--- BEGIN ---

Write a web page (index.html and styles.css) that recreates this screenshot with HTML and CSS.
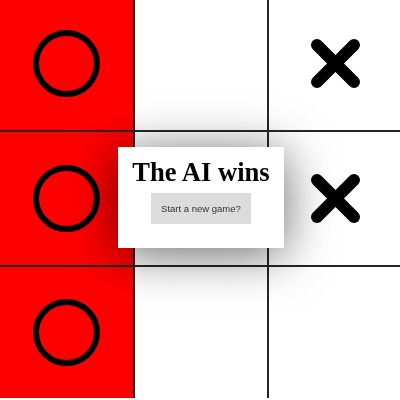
FILE: index.html
```html
<!DOCTYPE html>
<html>
<head>
<meta charset="utf-8">
<title>Tic Tac Toe</title>
<link rel="stylesheet" href="styles.css">
</head>
<body>
<div class="board">
  <div class="cell win"><svg class="o" viewBox="0 0 67 67"><circle cx="33.5" cy="33.5" r="30.5"/></svg></div>
  <div class="cell"></div>
  <div class="cell"><svg class="x" viewBox="0 0 49 49"><line x1="6" y1="6" x2="43" y2="43"/><line x1="43" y1="6" x2="6" y2="43"/></svg></div>
  <div class="cell win"><svg class="o" viewBox="0 0 67 67"><circle cx="33.5" cy="33.5" r="30.5"/></svg></div>
  <div class="cell"></div>
  <div class="cell"><svg class="x" viewBox="0 0 49 49"><line x1="6" y1="6" x2="43" y2="43"/><line x1="43" y1="6" x2="6" y2="43"/></svg></div>
  <div class="cell win last-row"><svg class="o" viewBox="0 0 67 67"><circle cx="33.5" cy="33.5" r="30.5"/></svg></div>
  <div class="cell last-row"></div>
  <div class="cell last-row"></div>
</div>
<div class="overlay">
  <div class="modal">
    <h1 class="title">The AI wins</h1>
    <button class="restart">Start a new game?</button>
  </div>
</div>
</body>
</html>
```
FILE: styles.css
```css
html, body {
  margin: 0;
  padding: 0;
  background: #fff;
  overflow: hidden;
  width: 400px;
  height: 400px;
}

.board {
  display: grid;
  grid-template-columns: 135px 134px 134px;
  grid-template-rows: 135px 135px 131px;
  margin-top: -3px;
}

.cell {
  box-sizing: border-box;
  border-right: 2px solid #262626;
  border-bottom: 2px solid #262626;
  background: #fff;
  display: flex;
  align-items: center;
  justify-content: center;
}

.cell.last-row {
  border-bottom: none;
}

.cell.win {
  background: #ff0000;
}

.o {
  width: 67px;
  height: 67px;
}

.o circle {
  fill: none;
  stroke: #000;
  stroke-width: 6;
}

.x {
  width: 49px;
  height: 49px;
}

.x line {
  stroke: #000;
  stroke-width: 12;
  stroke-linecap: round;
}

.overlay {
  position: fixed;
  left: 0;
  top: 0;
  width: 400px;
  height: 400px;
  box-sizing: border-box;
  padding: 0 0 6px 2px;
  display: flex;
  align-items: center;
  justify-content: center;
}

.modal {
  background: #fff;
  padding: 10px 14px 24px;
  display: flex;
  flex-direction: column;
  align-items: center;
  box-shadow: 0 6px 50px rgba(0, 0, 0, 0.6);
}

.title {
  margin: 0 0 6px;
  font-family: "Liberation Serif", "Times New Roman", serif;
  font-weight: bold;
  font-size: 26.6px;
  line-height: 30px;
  color: #000;
  white-space: nowrap;
}

.restart {
  border: none;
  background: #dcdcdc;
  color: #333;
  font-family: "Liberation Sans", Arial, sans-serif;
  font-size: 9.5px;
  line-height: 11px;
  padding: 10px;
  margin: 0;
}
```
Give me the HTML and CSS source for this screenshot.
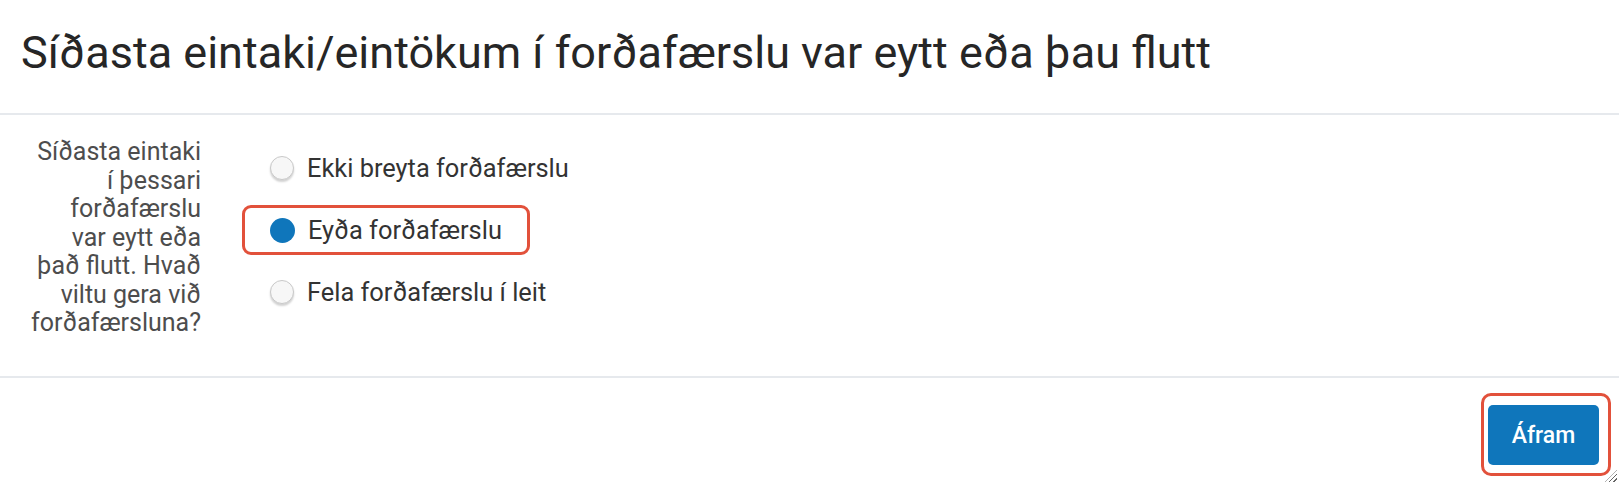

--- END ---

> _YOUR OBJECTIVE_
Reproduce the listing word for word and omit its pictures.

> _RESULT OF THIS EXERCISE_
Write a web page (index.html and styles.css) that recreates this screenshot with HTML and CSS.
FILE: index.html
```html
<!DOCTYPE html>
<html>
<head>
<meta charset="utf-8">
<title>Tic Tac Toe</title>
<link rel="stylesheet" href="styles.css">
</head>
<body>
<div class="board">
  <div class="cell win"><svg class="o" viewBox="0 0 67 67"><circle cx="33.5" cy="33.5" r="30.5"/></svg></div>
  <div class="cell"></div>
  <div class="cell"><svg class="x" viewBox="0 0 49 49"><line x1="6" y1="6" x2="43" y2="43"/><line x1="43" y1="6" x2="6" y2="43"/></svg></div>
  <div class="cell win"><svg class="o" viewBox="0 0 67 67"><circle cx="33.5" cy="33.5" r="30.5"/></svg></div>
  <div class="cell"></div>
  <div class="cell"><svg class="x" viewBox="0 0 49 49"><line x1="6" y1="6" x2="43" y2="43"/><line x1="43" y1="6" x2="6" y2="43"/></svg></div>
  <div class="cell win last-row"><svg class="o" viewBox="0 0 67 67"><circle cx="33.5" cy="33.5" r="30.5"/></svg></div>
  <div class="cell last-row"></div>
  <div class="cell last-row"></div>
</div>
<div class="overlay">
  <div class="modal">
    <h1 class="title">The AI wins</h1>
    <button class="restart">Start a new game?</button>
  </div>
</div>
</body>
</html>
```
FILE: styles.css
```css
html, body {
  margin: 0;
  padding: 0;
  background: #fff;
  overflow: hidden;
  width: 400px;
  height: 400px;
}

.board {
  display: grid;
  grid-template-columns: 135px 134px 134px;
  grid-template-rows: 135px 135px 131px;
  margin-top: -3px;
}

.cell {
  box-sizing: border-box;
  border-right: 2px solid #262626;
  border-bottom: 2px solid #262626;
  background: #fff;
  display: flex;
  align-items: center;
  justify-content: center;
}

.cell.last-row {
  border-bottom: none;
}

.cell.win {
  background: #ff0000;
}

.o {
  width: 67px;
  height: 67px;
}

.o circle {
  fill: none;
  stroke: #000;
  stroke-width: 6;
}

.x {
  width: 49px;
  height: 49px;
}

.x line {
  stroke: #000;
  stroke-width: 12;
  stroke-linecap: round;
}

.overlay {
  position: fixed;
  left: 0;
  top: 0;
  width: 400px;
  height: 400px;
  box-sizing: border-box;
  padding: 0 0 6px 2px;
  display: flex;
  align-items: center;
  justify-content: center;
}

.modal {
  background: #fff;
  padding: 10px 14px 24px;
  display: flex;
  flex-direction: column;
  align-items: center;
  box-shadow: 0 6px 50px rgba(0, 0, 0, 0.6);
}

.title {
  margin: 0 0 6px;
  font-family: "Liberation Serif", "Times New Roman", serif;
  font-weight: bold;
  font-size: 26.6px;
  line-height: 30px;
  color: #000;
  white-space: nowrap;
}

.restart {
  border: none;
  background: #dcdcdc;
  color: #333;
  font-family: "Liberation Sans", Arial, sans-serif;
  font-size: 9.5px;
  line-height: 11px;
  padding: 10px;
  margin: 0;
}
```
Give me the HTML and CSS source for this screenshot.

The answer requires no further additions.